Use token exchange when a downstream service only needs a subset of the user’s permissions or when you need an auditable delegation record. Exchanging a full user token for a reduced-scope service token limits exposure and helps enforce the principle of least privilege.
2. How do I choose between JWT validation and token introspection?
Validate JWTs locally when you need low-latency checks and the issuer’s keys rotate predictably. Use introspection for opaque tokens or when you need centralized revocation and policy enforcement. Hybrid approaches are common: JWTs for performance, introspection for high-sensitivity operations.
3. Are refresh tokens safe for public clients and devices?

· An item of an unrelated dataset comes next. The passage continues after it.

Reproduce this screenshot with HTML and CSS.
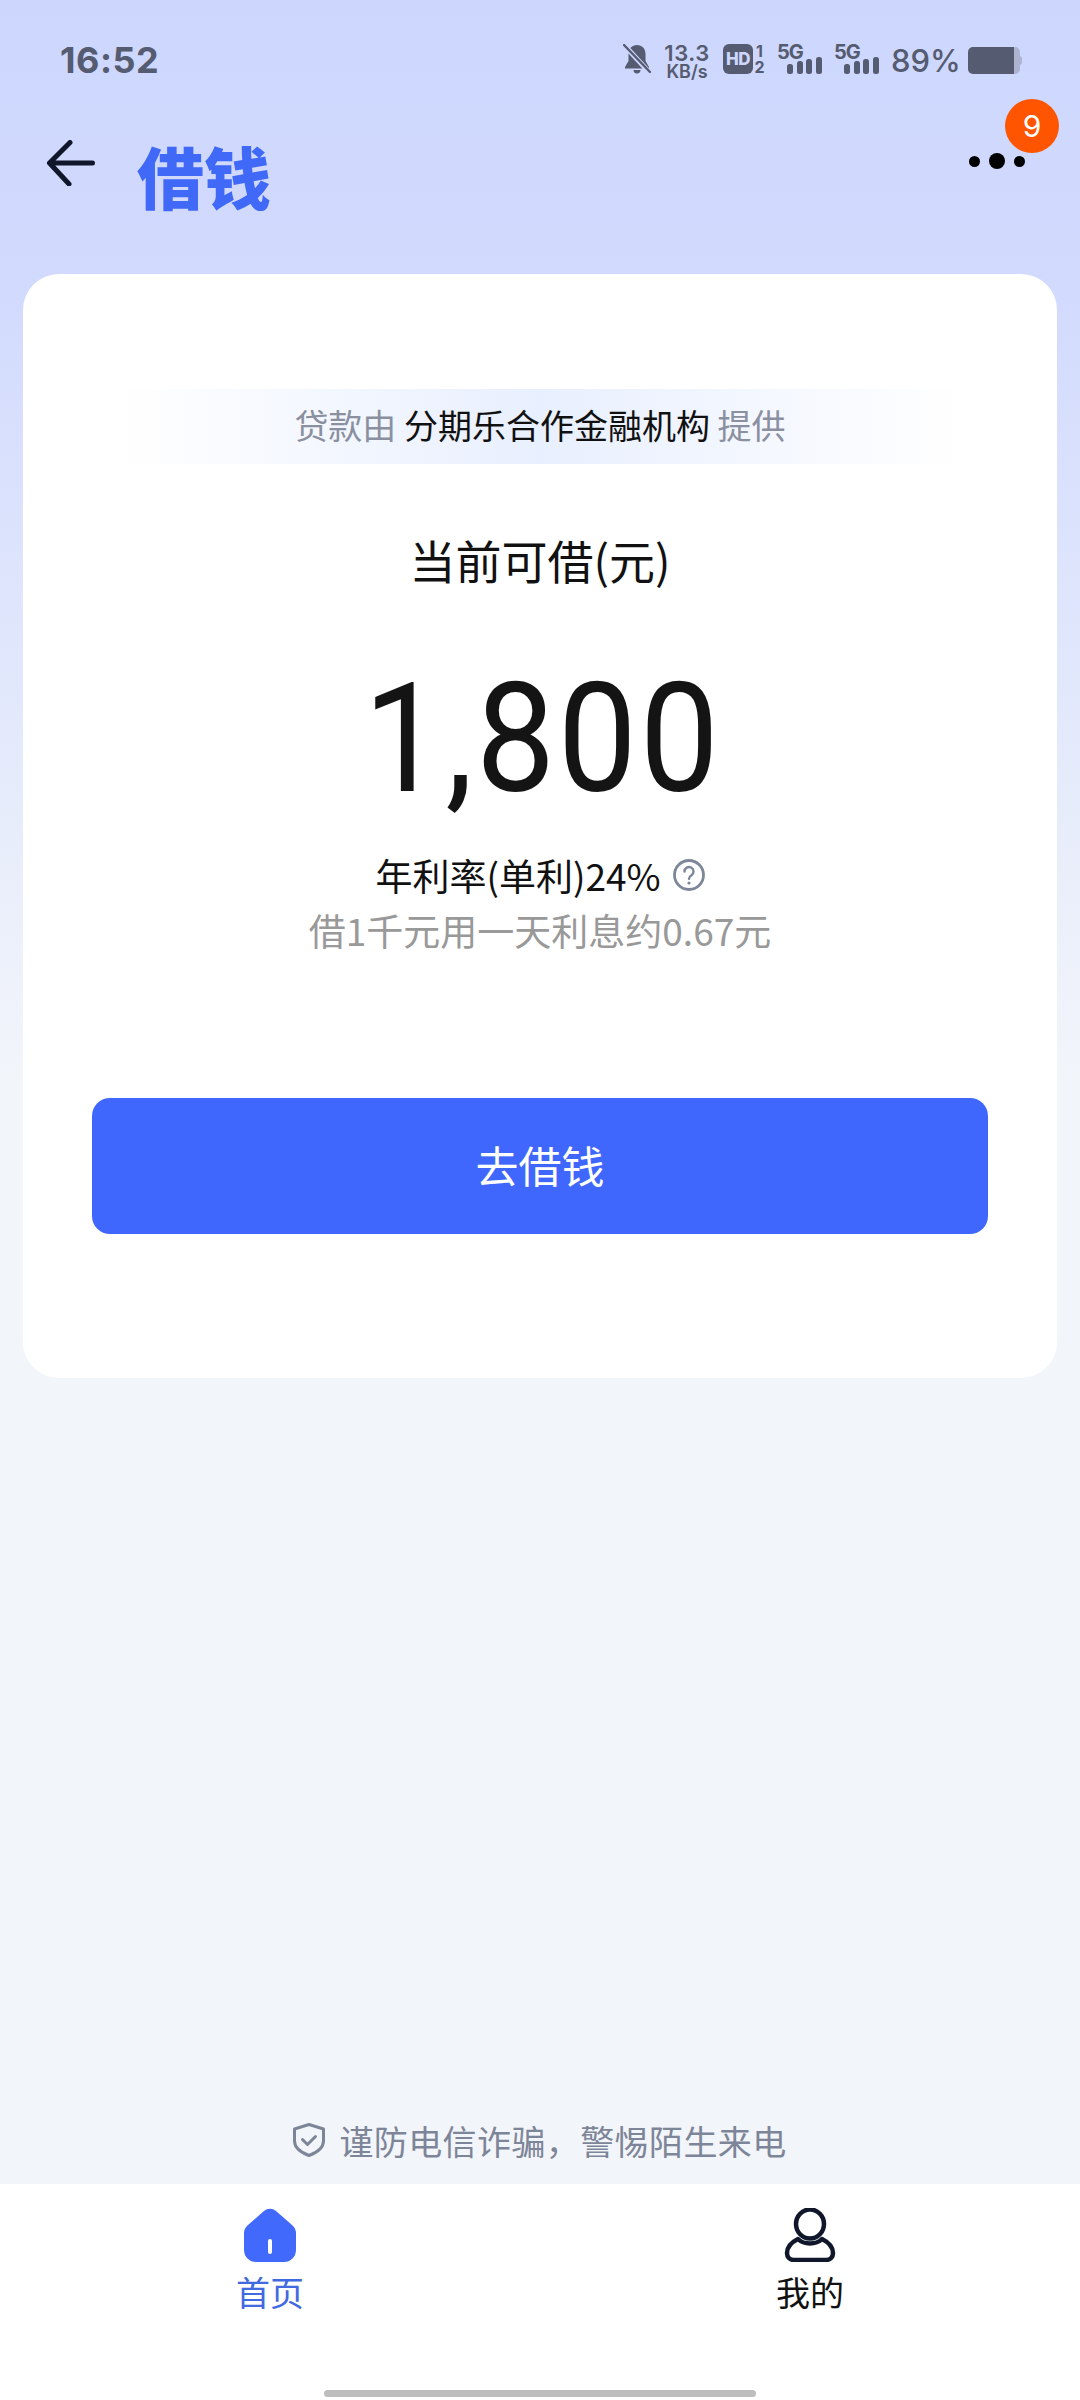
FILE: index.html
```html
<!DOCTYPE html>
<html lang="zh">
<head>
<meta charset="utf-8">
<title>借钱</title>
<link rel="stylesheet" href="styles.css">
</head>
<body>
<div class="page">
  <div class="status">
    <span class="time">16:52</span>
    <div class="status-right">
      <svg class="bell" viewBox="0 0 28 30"><path d="M14 1c-5 0-8.500 3.500-8.500 9v7L2 23v1.500h24V23l-3.500-6v-7C22.500 4.500 19 1 14 1z" fill="#555b70"/><path d="M10.500 26a3.500 3.500 0 0 0 7 0z" fill="#555b70"/><path d="M2 2l24 26" stroke="#cdd6fd" stroke-width="5"/><path d="M1 1l26 27" stroke="#555b70" stroke-width="2.400" stroke-linecap="round"/></svg>
      <div class="speed"><span class="speed-n">13.3</span><span class="speed-u">KB/s</span></div>
      <div class="hd"><span class="hd-box">HD</span><div class="sim"><span>1</span><span>2</span></div></div>
      <div class="net"><span class="net-5g">5G</span><svg class="bars" viewBox="0 0 35 17"><rect x="0" y="7" width="6" height="10" rx="2.500"/><rect x="10" y="4" width="6" height="13" rx="2.500"/><rect x="19" y="2" width="6" height="15" rx="2.500"/><rect x="29" y="0" width="6" height="17" rx="2.500"/></svg></div>
      <div class="net"><span class="net-5g">5G</span><svg class="bars" viewBox="0 0 35 17"><rect x="0" y="7" width="6" height="10" rx="2.500"/><rect x="10" y="4" width="6" height="13" rx="2.500"/><rect x="19" y="2" width="6" height="15" rx="2.500"/><rect x="29" y="0" width="6" height="17" rx="2.500"/></svg></div>
      <span class="pct">89%</span>
      <svg class="battery" viewBox="0 0 54 27"><path d="M46 0h1a5 5 0 0 1 5 5v4a3 3 0 0 1 2 3v3a3 3 0 0 1-2 3v4a5 5 0 0 1-5 5h-1z" fill="#aeb4d0"/><path d="M5 0h41v27H5a5 5 0 0 1-5-5V5a5 5 0 0 1 5-5z" fill="#555b70"/></svg>
    </div>
  </div>

  <div class="nav">
    <svg class="back" viewBox="0 0 48 46"><path d="M45.500 23H3M23 2.500L2.500 23 22 44" fill="none" stroke="#10172a" stroke-width="5" stroke-linecap="round" stroke-linejoin="round"/></svg>
    <h1 class="title">借钱</h1>
    <div class="more">
      <i class="dot"></i><i class="dot dot-big"></i><i class="dot"></i>
      <span class="badge">9</span>
    </div>
  </div>

  <main class="card">
    <div class="lender"><span class="muted">贷款由</span> 分期乐合作金融机构 <span class="muted">提供</span></div>
    <div class="label">当前可借(元)</div>
    <div class="amount">1,800</div>
    <div class="rate">年利率(单利)24%<svg class="help" viewBox="0 0 32 32"><circle cx="16" cy="16" r="14.500" fill="none" stroke="#7d8799" stroke-width="2.800"/><path d="M11.500 12.500a4.500 4.500 0 1 1 7 3.700c-1.600 1-2.500 1.800-2.500 3.600" fill="none" stroke="#7d8799" stroke-width="2.400" stroke-linecap="round"/><circle cx="16" cy="24" r="1.600" fill="#7d8799"/></svg></div>
    <div class="interest">借1千元用一天利息约0.67元</div>
    <button class="cta">去借钱</button>
  </main>

  <div class="notice">
    <svg class="shield" viewBox="0 0 32 34"><path d="M16 1.500l14.500 4.500v12c0 7.500-6.500 11.500-14.500 14.500C8 29.500 1.500 25.500 1.500 18V6z" fill="none" stroke="#7d8598" stroke-width="3" stroke-linejoin="round"/><path d="M9.500 16.500l5 5 8-8" fill="none" stroke="#7d8598" stroke-width="3" stroke-linecap="round" stroke-linejoin="round"/></svg>
    <span>谨防电信诈骗，警惕陌生来电</span>
  </div>

  <nav class="tabs">
    <div class="tab tab-on">
      <svg class="tab-icon" viewBox="0 0 52 54"><path d="M20 3a9 9 0 0 1 12 0l16 14a11 11 0 0 1 4 8v17a12 12 0 0 1-12 12H12A12 12 0 0 1 0 42V25a11 11 0 0 1 4-8z" fill="#4169fb"/><rect x="24" y="31" width="4" height="15" rx="2" fill="#fff"/></svg>
      <span>首页</span>
    </div>
    <div class="tab">
      <svg class="tab-icon" viewBox="0 0 52 54"><ellipse cx="26" cy="16" rx="14" ry="14.500" fill="none" stroke="#10172a" stroke-width="4.500"/><path d="M14 31c-6 3-11 8-11 14 0 4 2.500 7 7 7h32c4.500 0 7-3 7-7 0-6-5-11-11-14-3 3-7 4.500-12 4.500S17 34 14 31z" fill="none" stroke="#10172a" stroke-width="4.500" stroke-linejoin="round"/></svg>
      <span>我的</span>
    </div>
  </nav>
  <div class="home-bar"><i class="home-pill"></i></div>
</div>
</body>
</html>
```
FILE: styles.css
```css
* { box-sizing: border-box; }
html, body { margin: 0; padding: 0; }
body { width: 1080px; height: 2400px; overflow: hidden; font-family: "Noto Sans CJK SC", "Noto Sans", sans-serif; }
.page { width: 1080px; height: 2400px; display: flex; flex-direction: column; background: linear-gradient(180deg, #cdd6fd 0, #d2dbfd 300px, #f2f5fa 1080px, #f2f5fa 100%); }

.status { height: 120px; padding: 38px 58px 0 60px; display: flex; justify-content: space-between; align-items: flex-start; color: #555b70; font-family: Inter, "Noto Sans", sans-serif; flex: none; }
.time { font-size: 36px; font-weight: 700; line-height: 44px; letter-spacing: 0.500px; }
.status-right { display: flex; align-items: flex-start; margin-top: 5px; }
.bell { width: 28px; height: 30px; margin: 1px 13px 0 0; }
.speed { display: flex; flex-direction: column; align-items: center; width: 46px; margin-right: 13px; font-weight: 600; }
.speed-n { font-size: 22px; line-height: 20px; letter-spacing: 0.500px; }
.speed-u { font-size: 18px; line-height: 17px; }
.hd { display: flex; margin-right: 11px; }
.hd-box { width: 30px; height: 30px; background: #555b70; color: #cdd6fd; border-radius: 6px; font-size: 17px; font-weight: 800; line-height: 30px; text-align: center; margin-top: 1px; letter-spacing: -0.500px; }
.sim { width: 13px; display: flex; flex-direction: column; align-items: center; font-size: 16px; font-weight: 700; line-height: 16px; }
.net { width: 46px; height: 32px; margin-right: 11px; display: flex; flex-direction: column; }
.net-5g { font-size: 20px; font-weight: 700; line-height: 18px; letter-spacing: -1px; }
.bars { width: 35px; height: 17px; fill: #555b70; margin: -4px 0 0 10px; }
.pct { font-size: 31px; font-weight: 500; line-height: 36px; width: 66px; margin: 0 11px 0 0; white-space: nowrap; }
.battery { width: 54px; height: 27px; margin-top: 4px; }

.nav { height: 154px; padding: 0 60px 0 47px; display: flex; align-items: flex-start; flex: none; }
.back { width: 48px; height: 46px; margin-top: 20px; flex: none; }
.title { margin: 10px 0 0 42px; font-size: 67px; font-weight: 900; line-height: 90px; color: #4169f8; }
.more { margin-left: auto; margin-top: 31px; position: relative; display: flex; align-items: center; gap: 9px; width: 55px; height: 20px; margin-right: -4px; }
.dot { width: 11px; height: 11px; border-radius: 50%; background: #000; flex: none; }
.dot-big { width: 16px; height: 16px; }
.badge { position: absolute; right: -35px; top: -52px; width: 54px; height: 54px; border-radius: 50%; background: #ff5500; color: #fff; font-family: Inter, sans-serif; font-size: 30px; line-height: 54px; text-align: center; }

.card { margin: 0 23px; height: 1104px; background: #fff; border-radius: 36px; padding-top: 115px; display: flex; flex-direction: column; align-items: center; flex: none; }
.lender { width: 860px; height: 75px; line-height: 72px; text-align: center; font-size: 34px; color: #111; background: linear-gradient(90deg, rgba(232,240,254,0) 0, #e8effe 50%, rgba(232,240,254,0) 100%); white-space: pre; }
.muted { color: #8a90a0; }
.label { margin-top: 64px; font-size: 46px; line-height: 62px; color: #111; }
.amount { margin: 59px 0 0 6px; font-family: Roboto, sans-serif; font-size: 153px; font-weight: 400; line-height: 179px; letter-spacing: 3px; color: #141414; transform: scaleX(0.92); }
.rate { margin-top: 22px; font-size: 37px; line-height: 50px; color: #111; display: flex; align-items: center; }
.help { width: 32px; height: 32px; margin-left: 12px; }
.interest { font-size: 37px; line-height: 50px; margin-top: 5px; color: #999; }
.cta { margin-top: 143px; width: 896px; height: 136px; padding: 0 0 4px; border: 0; border-radius: 18px; background: #4067fd; color: #fff; font: 400 43px "Noto Sans CJK SC", sans-serif; }

.notice { margin-top: auto; height: 44px; margin-bottom: 22px; display: flex; align-items: center; justify-content: center; gap: 14px; font-size: 34px; letter-spacing: 0.400px; color: #7d8598; flex: none; }
.shield { width: 32px; height: 34px; }

.tabs { height: 206px; background: #fff; display: flex; padding: 24px 0 0; flex: none; }
.tab { width: 540px; display: flex; flex-direction: column; align-items: center; font-size: 34px; line-height: 44px; color: #111; }
.tab-on { color: #4169e0; }
.tab-icon { width: 52px; height: 54px; margin-bottom: 8px; }
.home-bar { height: 10px; background: #fff; display: flex; justify-content: center; flex: none; }
.home-pill { width: 432px; height: 7px; border-radius: 4px; background: #bdbdbd; }
```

Public clients and devices that cannot securely store secrets must be treated carefully. Use PKCE for mobile/native apps and device flow for constrained devices. If long-lived refresh tokens are required, protect them with platform-backed storage and rotate them frequently, or prefer short-lived access tokens where possible.
4. How can OAuth reduce secrets in CI/CD pipelines?
Use workload identity federation or OIDC to let CI jobs request ephemeral cloud credentials without embedding long-lived keys. Configure the CI system as a trusted identity client and map job-level claims to least-privilege roles in the cloud provider.
5. What are signs I should add proof-of-possession or mTLS?
Consider DPoP or mTLS if you handle high-value data, face frequent token theft, or operate in environments where lateral movement is a serious risk. These mechanisms make tokens harder to reuse if intercepted and provide stronger client binding than bearer tokens alone.